DATA =>
***
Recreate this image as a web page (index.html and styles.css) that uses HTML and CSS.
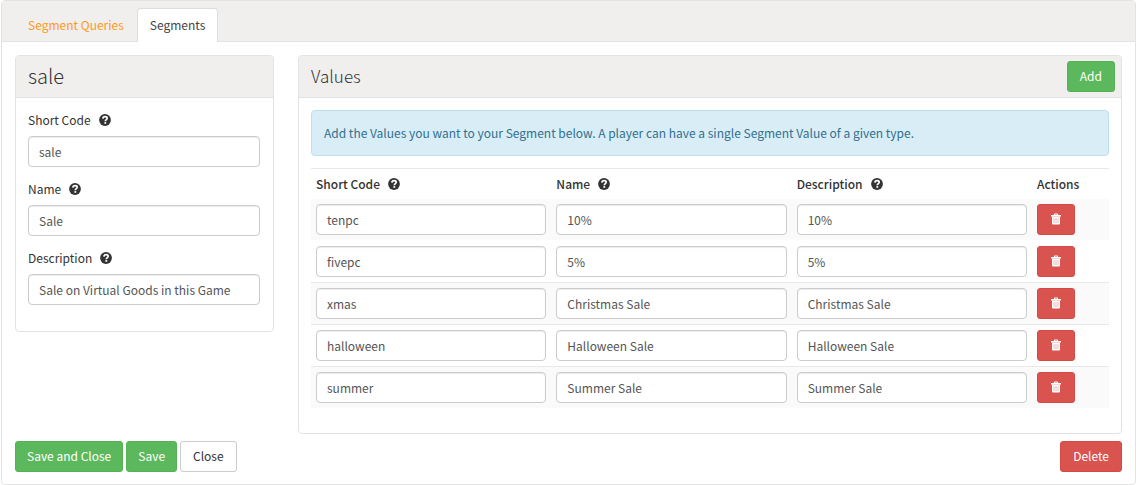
FILE: index.html
```html
<!DOCTYPE html>
<html lang="en">
<head>
<meta charset="utf-8">
<title>Segments</title>
<link rel="stylesheet" href="styles.css">
</head>
<body>
<svg class="sprite" aria-hidden="true">
  <symbol id="help" viewBox="0 0 12 12"><circle cx="6" cy="6" r="5.9" fill="currentColor"/><path d="M3.900 4.600C4 3.200 4.900 2.700 6.100 2.700c1.300 0 2.100.6 2.100 1.600 0 1.400-1.800 1.300-1.900 2.900" fill="none" stroke="#fff" stroke-width="1.700"/><path d="M5.400 8.100h1.800v1.700H5.400z" fill="#fff"/></symbol>
  <symbol id="trash" viewBox="0 0 12 12"><path d="M4 2V1.200Q4 .5 4.700.5h2.600Q8 .5 8 1.200V2h3v1.500H1V2zM5 2h2v-.6H5z" fill="currentColor"/><path d="M2 3.500h8V10.500q0 1-1 1H3q-1 0-1-1z" fill="currentColor"/><path d="M4 5v5M6 5v5M8 5v5" stroke="#d9534f" stroke-opacity=".5" stroke-width=".8"/></symbol>
</svg>
<main class="box">
  <nav class="tabs">
    <a class="tab" href="#queries">Segment Queries</a>
    <a class="tab active" href="#segments" aria-current="page">Segments</a>
  </nav>
  <form class="content">
    <div class="columns">
      <section class="panel">
        <header class="panel-head"><h1 class="title large">sale</h1></header>
        <div class="panel-body">
          <div class="field"><label class="label" for="code">Short Code <svg class="help"><use href="#help"/></svg></label><input class="input" id="code" value="sale"></div>
          <div class="field"><label class="label" for="name">Name <svg class="help"><use href="#help"/></svg></label><input class="input" id="name" value="Sale"></div>
          <div class="field"><label class="label" for="desc">Description <svg class="help"><use href="#help"/></svg></label><input class="input" id="desc" value="Sale on Virtual Goods in this Game"></div>
        </div>
      </section>
      <section class="panel">
        <header class="panel-head"><h2 class="title">Values</h2><button class="btn green" type="button">Add</button></header>
        <div class="panel-body">
          <p class="alert">Add the Values you want to your Segment below. A player can have a single Segment Value of a given type.</p>
          <table class="table">
            <thead><tr>
              <th><span class="label">Short Code <svg class="help"><use href="#help"/></svg></span></th>
              <th><span class="label">Name <svg class="help"><use href="#help"/></svg></span></th>
              <th><span class="label">Description <svg class="help"><use href="#help"/></svg></span></th>
              <th class="actions"><span class="label">Actions</span></th>
            </tr></thead>
            <tbody>
              <tr><td><input class="input" aria-label="Short Code" value="tenpc"></td><td><input class="input" aria-label="Name" value="10%"></td><td><input class="input" aria-label="Description" value="10%"></td><td><button class="btn red remove" type="button" aria-label="Remove"><svg class="trash"><use href="#trash"/></svg></button></td></tr>
              <tr><td><input class="input" aria-label="Short Code" value="fivepc"></td><td><input class="input" aria-label="Name" value="5%"></td><td><input class="input" aria-label="Description" value="5%"></td><td><button class="btn red remove" type="button" aria-label="Remove"><svg class="trash"><use href="#trash"/></svg></button></td></tr>
              <tr><td><input class="input" aria-label="Short Code" value="xmas"></td><td><input class="input" aria-label="Name" value="Christmas Sale"></td><td><input class="input" aria-label="Description" value="Christmas Sale"></td><td><button class="btn red remove" type="button" aria-label="Remove"><svg class="trash"><use href="#trash"/></svg></button></td></tr>
              <tr><td><input class="input" aria-label="Short Code" value="halloween"></td><td><input class="input" aria-label="Name" value="Halloween Sale"></td><td><input class="input" aria-label="Description" value="Halloween Sale"></td><td><button class="btn red remove" type="button" aria-label="Remove"><svg class="trash"><use href="#trash"/></svg></button></td></tr>
              <tr><td><input class="input" aria-label="Short Code" value="summer"></td><td><input class="input" aria-label="Name" value="Summer Sale"></td><td><input class="input" aria-label="Description" value="Summer Sale"></td><td><button class="btn red remove" type="button" aria-label="Remove"><svg class="trash"><use href="#trash"/></svg></button></td></tr>
            </tbody>
          </table>
        </div>
      </section>
    </div>
    <div class="buttons">
      <button class="btn green" type="button">Save and Close</button>
      <button class="btn green" type="button">Save</button>
      <button class="btn plain" type="button">Close</button>
      <button class="btn red last" type="button">Delete</button>
    </div>
  </form>
</main>
</body>
</html>
```
FILE: styles.css
```css
* { box-sizing: border-box; }
body {
  margin: 0 0 0 1px;
  background: #fff;
  color: #333;
  font: 12px/18px "Noto Sans CJK SC", "Source Sans Pro", sans-serif;
}
.sprite { display: none; }
.box { border: 1px solid #e3e3e3; border-radius: 4px; }
.tabs {
  display: flex;
  padding: 7px 13px 0;
  background: #f0efee;
  border-bottom: 1px solid #e3e3e3;
  border-radius: 3px 3px 0 0;
}
.tab {
  padding: 7px 12px 8px;
  margin-bottom: -1px;
  border: 1px solid transparent;
  border-bottom: 0;
  border-radius: 4px 4px 0 0;
  color: #ff9a22;
  text-decoration: none;
}
.tab.active { color: #444; background: #fff; border-color: #ddd; }
.content { padding: 13px 13px 12px; }
.columns {
  display: grid;
  grid-template-columns: 259fr 824fr;
  gap: 24px;
  align-items: start;
}
.panel {
  min-width: 0;
  border: 1px solid #e3e3e3;
  border-radius: 4px;
}
.panel-head {
  display: flex;
  align-items: center;
  justify-content: space-between;
  height: 42px;
  padding: 0 6px 0 12px;
  background: #f0efee;
  border-bottom: 1px solid #e3e3e3;
  border-radius: 3px 3px 0 0;
}
.title {
  margin: 0;
  padding-bottom: 2px;
  font-family: "Noto Sans CJK SC Light", "Noto Sans CJK SC", sans-serif;
  font-size: 17px;
  line-height: 24px;
  font-weight: 300;
}
.title.large { font-size: 20px; }
.panel-body { padding: 12px 12px 25px; }
.label { display: flex; align-items: center; gap: 8px; }
.help { width: 12px; height: 12px; }
.field { padding: 1px 1px 0 0; }
.field .label { padding-bottom: 7px; }
.field + .field { margin-top: 12px; }
.field:last-child { margin-bottom: 1px; }
.input {
  display: block;
  width: 100%;
  height: 31px;
  padding: 0 10px 1px;
  border: 1px solid #ccc;
  border-radius: 4px;
  box-shadow: inset 0 1px 1px rgba(0, 0, 0, .08);
  background: #fff;
  color: #555;
  font: inherit;
}
.alert {
  margin: 0 0 12px;
  padding: 13px 12px;
  border: 1px solid #bce0f0;
  border-radius: 4px;
  background: #d9edf7;
  color: #31708f;
}
.table { width: 100%; table-layout: fixed; border-collapse: separate; border-spacing: 0; }
th { padding: 6px 5px; border-top: 1px solid #e9e9e9; text-align: left; font-weight: 500; }
.actions { width: 77px; }
td { padding: 5px; border-top: 1px solid #e9e9e9; }
tbody tr:nth-child(-n+2) td { border-color: transparent; }
tbody tr:first-child td { border-top: 0; }
tbody tr:nth-child(odd) { background: #fafafa; }
.btn {
  height: 31px;
  padding: 0 12px 1px;
  border: 1px solid transparent;
  border-radius: 3px;
  font: inherit;
  color: #fff;
}
.green { background: #5cb85c; border-color: #54b254; }
.red { background: #d9534f; border-color: #d64a46; }
.plain { background: #fff; color: #333; border-color: #ccc; }
.remove { display: flex; align-items: center; justify-content: center; width: 38px; }
.trash { width: 12px; height: 12px; }
.buttons { display: flex; gap: 3px; padding-top: 7px; }
.buttons .green { padding: 0 11px 1px; }
.last { margin-left: auto; }
```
***
WHAT IS REQUIRED =>
Output a faithful copy of the data, with each picture left out.

WRITTEN REPLY =>
Recreate this image as a web page (index.html and styles.css) that uses HTML and CSS.
FILE: index.html
```html
<!DOCTYPE html>
<html lang="en">
<head>
<meta charset="utf-8">
<title>Segments</title>
<link rel="stylesheet" href="styles.css">
</head>
<body>
<svg class="sprite" aria-hidden="true">
  <symbol id="help" viewBox="0 0 12 12"><circle cx="6" cy="6" r="5.9" fill="currentColor"/><path d="M3.900 4.600C4 3.200 4.900 2.700 6.100 2.700c1.300 0 2.100.6 2.100 1.600 0 1.400-1.800 1.300-1.900 2.900" fill="none" stroke="#fff" stroke-width="1.700"/><path d="M5.400 8.100h1.800v1.700H5.400z" fill="#fff"/></symbol>
  <symbol id="trash" viewBox="0 0 12 12"><path d="M4 2V1.200Q4 .5 4.700.5h2.600Q8 .5 8 1.200V2h3v1.500H1V2zM5 2h2v-.6H5z" fill="currentColor"/><path d="M2 3.500h8V10.500q0 1-1 1H3q-1 0-1-1z" fill="currentColor"/><path d="M4 5v5M6 5v5M8 5v5" stroke="#d9534f" stroke-opacity=".5" stroke-width=".8"/></symbol>
</svg>
<main class="box">
  <nav class="tabs">
    <a class="tab" href="#queries">Segment Queries</a>
    <a class="tab active" href="#segments" aria-current="page">Segments</a>
  </nav>
  <form class="content">
    <div class="columns">
      <section class="panel">
        <header class="panel-head"><h1 class="title large">sale</h1></header>
        <div class="panel-body">
          <div class="field"><label class="label" for="code">Short Code <svg class="help"><use href="#help"/></svg></label><input class="input" id="code" value="sale"></div>
          <div class="field"><label class="label" for="name">Name <svg class="help"><use href="#help"/></svg></label><input class="input" id="name" value="Sale"></div>
          <div class="field"><label class="label" for="desc">Description <svg class="help"><use href="#help"/></svg></label><input class="input" id="desc" value="Sale on Virtual Goods in this Game"></div>
        </div>
      </section>
      <section class="panel">
        <header class="panel-head"><h2 class="title">Values</h2><button class="btn green" type="button">Add</button></header>
        <div class="panel-body">
          <p class="alert">Add the Values you want to your Segment below. A player can have a single Segment Value of a given type.</p>
          <table class="table">
            <thead><tr>
              <th><span class="label">Short Code <svg class="help"><use href="#help"/></svg></span></th>
              <th><span class="label">Name <svg class="help"><use href="#help"/></svg></span></th>
              <th><span class="label">Description <svg class="help"><use href="#help"/></svg></span></th>
              <th class="actions"><span class="label">Actions</span></th>
            </tr></thead>
            <tbody>
              <tr><td><input class="input" aria-label="Short Code" value="tenpc"></td><td><input class="input" aria-label="Name" value="10%"></td><td><input class="input" aria-label="Description" value="10%"></td><td><button class="btn red remove" type="button" aria-label="Remove"><svg class="trash"><use href="#trash"/></svg></button></td></tr>
              <tr><td><input class="input" aria-label="Short Code" value="fivepc"></td><td><input class="input" aria-label="Name" value="5%"></td><td><input class="input" aria-label="Description" value="5%"></td><td><button class="btn red remove" type="button" aria-label="Remove"><svg class="trash"><use href="#trash"/></svg></button></td></tr>
              <tr><td><input class="input" aria-label="Short Code" value="xmas"></td><td><input class="input" aria-label="Name" value="Christmas Sale"></td><td><input class="input" aria-label="Description" value="Christmas Sale"></td><td><button class="btn red remove" type="button" aria-label="Remove"><svg class="trash"><use href="#trash"/></svg></button></td></tr>
              <tr><td><input class="input" aria-label="Short Code" value="halloween"></td><td><input class="input" aria-label="Name" value="Halloween Sale"></td><td><input class="input" aria-label="Description" value="Halloween Sale"></td><td><button class="btn red remove" type="button" aria-label="Remove"><svg class="trash"><use href="#trash"/></svg></button></td></tr>
              <tr><td><input class="input" aria-label="Short Code" value="summer"></td><td><input class="input" aria-label="Name" value="Summer Sale"></td><td><input class="input" aria-label="Description" value="Summer Sale"></td><td><button class="btn red remove" type="button" aria-label="Remove"><svg class="trash"><use href="#trash"/></svg></button></td></tr>
            </tbody>
          </table>
        </div>
      </section>
    </div>
    <div class="buttons">
      <button class="btn green" type="button">Save and Close</button>
      <button class="btn green" type="button">Save</button>
      <button class="btn plain" type="button">Close</button>
      <button class="btn red last" type="button">Delete</button>
    </div>
  </form>
</main>
</body>
</html>
```
FILE: styles.css
```css
* { box-sizing: border-box; }
body {
  margin: 0 0 0 1px;
  background: #fff;
  color: #333;
  font: 12px/18px "Noto Sans CJK SC", "Source Sans Pro", sans-serif;
}
.sprite { display: none; }
.box { border: 1px solid #e3e3e3; border-radius: 4px; }
.tabs {
  display: flex;
  padding: 7px 13px 0;
  background: #f0efee;
  border-bottom: 1px solid #e3e3e3;
  border-radius: 3px 3px 0 0;
}
.tab {
  padding: 7px 12px 8px;
  margin-bottom: -1px;
  border: 1px solid transparent;
  border-bottom: 0;
  border-radius: 4px 4px 0 0;
  color: #ff9a22;
  text-decoration: none;
}
.tab.active { color: #444; background: #fff; border-color: #ddd; }
.content { padding: 13px 13px 12px; }
.columns {
  display: grid;
  grid-template-columns: 259fr 824fr;
  gap: 24px;
  align-items: start;
}
.panel {
  min-width: 0;
  border: 1px solid #e3e3e3;
  border-radius: 4px;
}
.panel-head {
  display: flex;
  align-items: center;
  justify-content: space-between;
  height: 42px;
  padding: 0 6px 0 12px;
  background: #f0efee;
  border-bottom: 1px solid #e3e3e3;
  border-radius: 3px 3px 0 0;
}
.title {
  margin: 0;
  padding-bottom: 2px;
  font-family: "Noto Sans CJK SC Light", "Noto Sans CJK SC", sans-serif;
  font-size: 17px;
  line-height: 24px;
  font-weight: 300;
}
.title.large { font-size: 20px; }
.panel-body { padding: 12px 12px 25px; }
.label { display: flex; align-items: center; gap: 8px; }
.help { width: 12px; height: 12px; }
.field { padding: 1px 1px 0 0; }
.field .label { padding-bottom: 7px; }
.field + .field { margin-top: 12px; }
.field:last-child { margin-bottom: 1px; }
.input {
  display: block;
  width: 100%;
  height: 31px;
  padding: 0 10px 1px;
  border: 1px solid #ccc;
  border-radius: 4px;
  box-shadow: inset 0 1px 1px rgba(0, 0, 0, .08);
  background: #fff;
  color: #555;
  font: inherit;
}
.alert {
  margin: 0 0 12px;
  padding: 13px 12px;
  border: 1px solid #bce0f0;
  border-radius: 4px;
  background: #d9edf7;
  color: #31708f;
}
.table { width: 100%; table-layout: fixed; border-collapse: separate; border-spacing: 0; }
th { padding: 6px 5px; border-top: 1px solid #e9e9e9; text-align: left; font-weight: 500; }
.actions { width: 77px; }
td { padding: 5px; border-top: 1px solid #e9e9e9; }
tbody tr:nth-child(-n+2) td { border-color: transparent; }
tbody tr:first-child td { border-top: 0; }
tbody tr:nth-child(odd) { background: #fafafa; }
.btn {
  height: 31px;
  padding: 0 12px 1px;
  border: 1px solid transparent;
  border-radius: 3px;
  font: inherit;
  color: #fff;
}
.green { background: #5cb85c; border-color: #54b254; }
.red { background: #d9534f; border-color: #d64a46; }
.plain { background: #fff; color: #333; border-color: #ccc; }
.remove { display: flex; align-items: center; justify-content: center; width: 38px; }
.trash { width: 12px; height: 12px; }
.buttons { display: flex; gap: 3px; padding-top: 7px; }
.buttons .green { padding: 0 11px 1px; }
.last { margin-left: auto; }
```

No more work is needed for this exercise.